Está claro para todos nosotros ahora que la democracia, tal como se concibe y practica actualmente, puede producir resultados terribles. Las mayorías pueden ser engañadas, como cualquiera de nosotros en nuestros momentos más crédulos. Esta situación no debería ser sorprendente, ya que las democracias modernas no son experimentos nuevos donde se comienza aprendiendo mediante el ensayo y el error.
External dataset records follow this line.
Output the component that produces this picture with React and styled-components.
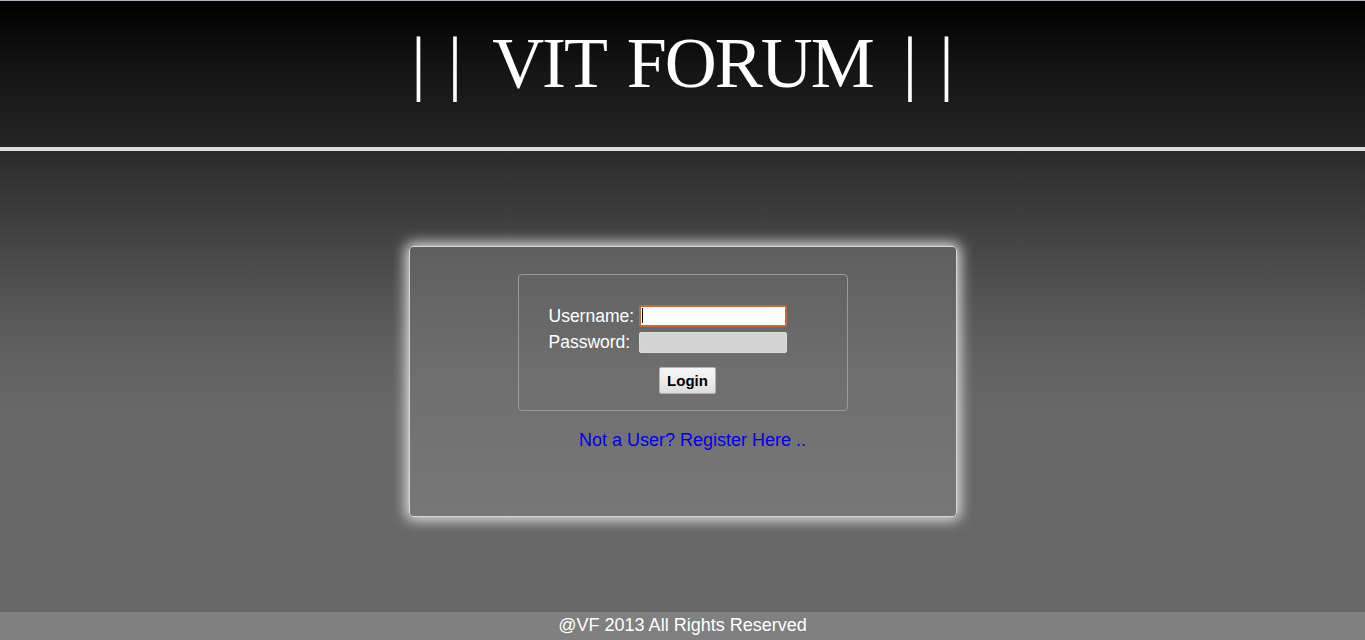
import React from "react";
import styled, { createGlobalStyle } from "styled-components";

const Global = createGlobalStyle`
  html, body { margin: 0; padding: 0; }
  body {
    font-family: "Liberation Sans", Arial, sans-serif;
    background: #676767;
    min-height: 640px;
  }
`;

const Page = styled.div`
  display: flex;
  flex-direction: column;
  height: 640px;
  overflow: hidden;
`;

const Header = styled.header`
  height: 147px;
  box-sizing: border-box;
  border-top: 1px solid #a7b0b9;
  padding-top: 26px;
  background: linear-gradient(to bottom, #000000 0%, #141414 45%, #252525 100%);
  display: flex;
  justify-content: center;
`;

const Title = styled.h1`
  margin: 0;
  display: flex;
  gap: 30px;
  font-family: "Liberation Serif", "Times New Roman", serif;
  font-weight: normal;
  font-size: 72px;
  line-height: 72px;
  color: #ffffff;
  white-space: pre;
`;

const Bars = styled.span`
  word-spacing: 4px;
`;

const Name = styled.span`
  letter-spacing: -2px;
  word-spacing: 6px;
`;

const Divider = styled.div`
  height: 4px;
  background: #dcdcdc;
`;

const Main = styled.main`
  flex: 1;
  background: linear-gradient(to bottom, #2b2b2b 0px, #4a4a4a 110px, #606060 200px, #676767 260px, #676767 100%);
  display: flex;
  flex-direction: column;
  align-items: center;
  padding-top: 95px;
`;

const Card = styled.section`
  width: 548px;
  height: 271px;
  box-sizing: border-box;
  border: 1px solid #d8d8d8;
  border-radius: 4px;
  background: linear-gradient(to bottom, #5f5f5f 0%, #6f6f6f 50%, #777777 100%);
  box-shadow: 0 0 14px 3px rgba(255, 255, 255, 0.85);
  display: flex;
  flex-direction: column;
  align-items: center;
  padding-top: 27px;
`;

const FormBox = styled.form`
  width: 330px;
  height: 137px;
  box-sizing: border-box;
  border: 1px solid #9a9a9a;
  border-radius: 4px;
  display: flex;
  flex-direction: column;
  align-items: center;
  padding-top: 30px;
`;

const Fields = styled.div`
  align-self: flex-start;
  margin-left: 30px;
  display: grid;
  grid-template-columns: 86px 148px;
  column-gap: 4px;
  row-gap: 5px;
  align-items: center;
`;

const Label = styled.label`
  color: #ffffff;
  font-size: 17.5px;
  line-height: 21px;
  white-space: nowrap;
`;

const Input = styled.input`
  box-sizing: border-box;
  width: 148px;
  height: ${(p) => (p.$focused ? "22px" : "21px")};
  margin: 0;
  padding: 0 2px;
  font-family: "Liberation Sans", Arial, sans-serif;
  font-size: 15px;
  outline: none;
  border-radius: 2px;
  border: ${(p) => (p.$focused ? "2px solid #c46a3a" : "1px solid #dcdcdc")};
  background: ${(p) => (p.$focused ? "#ffffff" : "#d3d3d3")};
  caret-color: #000;
`;

const Caret = styled.span`
  position: absolute;
  left: 3px;
  top: 3px;
  width: 1px;
  height: 15px;
  background: #000;
`;

const InputWrap = styled.div`
  position: relative;
  width: 148px;
  height: ${(p) => p.$h || 22}px;
`;

const Button = styled.button`
  margin-top: 14px;
  margin-left: 10px;
  width: 57px;
  height: 27px;
  box-sizing: border-box;
  font-family: "Liberation Sans", Arial, sans-serif;
  font-weight: bold;
  font-size: 15px;
  color: #000;
  border: 1px solid #b5b5b5;
  border-radius: 2px;
  background: linear-gradient(to bottom, #f6f6f6 0%, #ececec 50%, #dcdcdc 100%);
  padding: 0;
  cursor: pointer;
`;

const RegisterLink = styled.a`
  margin-top: 19px;
  margin-left: 20px;
  font-size: 18px;
  line-height: 21px;
  color: #0000ee;
  text-decoration: none;
`;

const Footer = styled.footer`
  height: 28px;
  background: #808080;
  color: #ffffff;
  font-size: 18px;
  line-height: 26px;
  text-align: center;
`;

export default function App() {
  return (
    <>
      <Global />
      <Page>
        <Header>
          <Title>
            <Bars>| |</Bars>
            <Name>VIT FORUM</Name>
            <Bars>| |</Bars>
          </Title>
        </Header>
        <Divider />
        <Main>
          <Card>
            <FormBox onSubmit={(e) => e.preventDefault()}>
              <Fields>
                <Label htmlFor="u">Username:</Label>
                <InputWrap $h={22}>
                  <Input id="u" type="text" $focused />
                  <Caret />
                </InputWrap>
                <Label htmlFor="p">Password:</Label>
                <InputWrap $h={21}>
                  <Input id="p" type="password" />
                </InputWrap>
              </Fields>
              <Button type="submit">Login</Button>
            </FormBox>
            <RegisterLink href="#">Not a User? Register Here ..</RegisterLink>
          </Card>
        </Main>
        <Footer>@VF 2013 All Rights Reserved</Footer>
      </Page>
    </>
  );
}
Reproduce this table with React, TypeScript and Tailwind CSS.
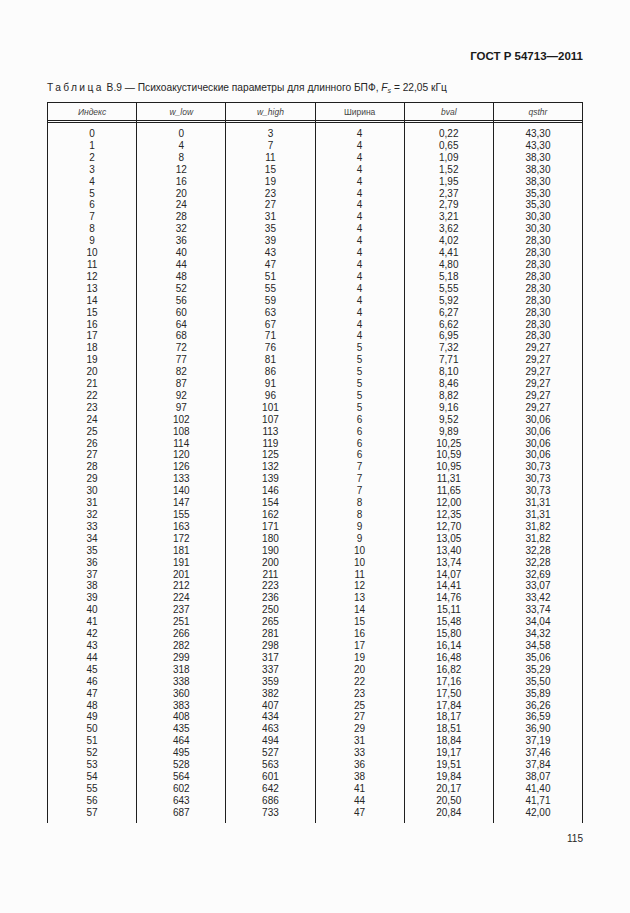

Nos encontramos en el hito de casi dos siglos de teorización cuidadosamente elaborada y delicada ingeniería social. Muchas de las condiciones que a menudo se requieren para una democracia funcione ya se han establecido. Sólo piensa en la libertad de expresión y asociación ganada con tanto esfuerzo, de la cual ahora disfrutamos, y que hoy es impulsada por tecnologías previamente inimaginables que permiten que las prácticas de comunicación crezcan de manera exponencial; o considera cuántas formas significativas de desigualdad han sido (prácticamente) desterradas de nuestras sociedades, como presa del estigma público; o toma en cuenta lo factible que parece tener ahora una educación básica universal (y en muchos casos gratuita). No obstante, hay desafíos espinosos en el camino que nos quedan por delante, y actualmente estamos experimentando cambios sin precedentes. Aunque queda mucho por hacer, a algunos les parece que hemos estado apuntando en la dirección correcta.
Nuestras condiciones actuales parecen ser un paraíso para la democracia deliberativa. Se pueden expresar inquietudes, se tienen en cuenta las opiniones, los debates estructurados sobre políticas públicas son casi obligatorios (o al menos son una práctica común). En este contexto, ¿podemos, como un todo colectivo, tomar decisiones correctas e informadas? Lo cierto es que esta situación no es de lo más común. Desde la perspectiva de nuestras tecnologías de comunicación, deberíamos vivir en un paraíso deliberativo. Sin embargo, como todos reconocemos, la discusión pública es terrible, tanto moral como epistémicamente. ¿Por qué está pasando esto?
Las democracias liberales están en una crisis profunda. Las consecuencias no sólo podrían ser perjudiciales para nuestra forma de vida actual, sino también para la posibilidad de contar con los medios para continuar avanzando en nuestro proyecto de construir una sociedad más justa. ¿Quién es el culpable? Uno podría, por supuesto, quejarse y culpar a los demás: si fueran más inteligentes, más decentes, menos superficiales, tal vez nuestra situación no sería tan grave como lo es actualmente. A los ojos de un utopista, nosotros (o quizás todos, menos él) estamos fracasando en la forma en la que vivimos en la democracia. No estamos a la altura de la tarea, o no merecemos florecer dentro de una sociedad democrática deliberativa. O bien, podríamos pensar que quizás el giro deliberativo que hemos buscado implementar en nuestras democracias nos ha fallado a todos. Quizá la deliberación democrática nos vendió una quimera.
El giro deliberativo en la teoría democrática se ha exagerado: si bien la deliberación y la argumentación tienen un papel importante en los procedimientos de toma de decisiones, colocarlos en el centro de los procedimientos puede hacernos dar un paso en falso. Es importante tener en cuenta que no es necesario abogar por la eliminación de la discusión pública, ni siquiera por restringirla. Quizá, para optimizar las instituciones democráticas, la deliberación como un mecanismo en los procedimientos de toma de decisiones está actualmente fuera de lugar y ha sido mal entendida. Quizá hace falta que mostrar las condiciones en las cuales el ideal deliberativo hace las cosas bien y dónde se desvía. Este es un problema central que las y los politólogos actuales deben enfrentar.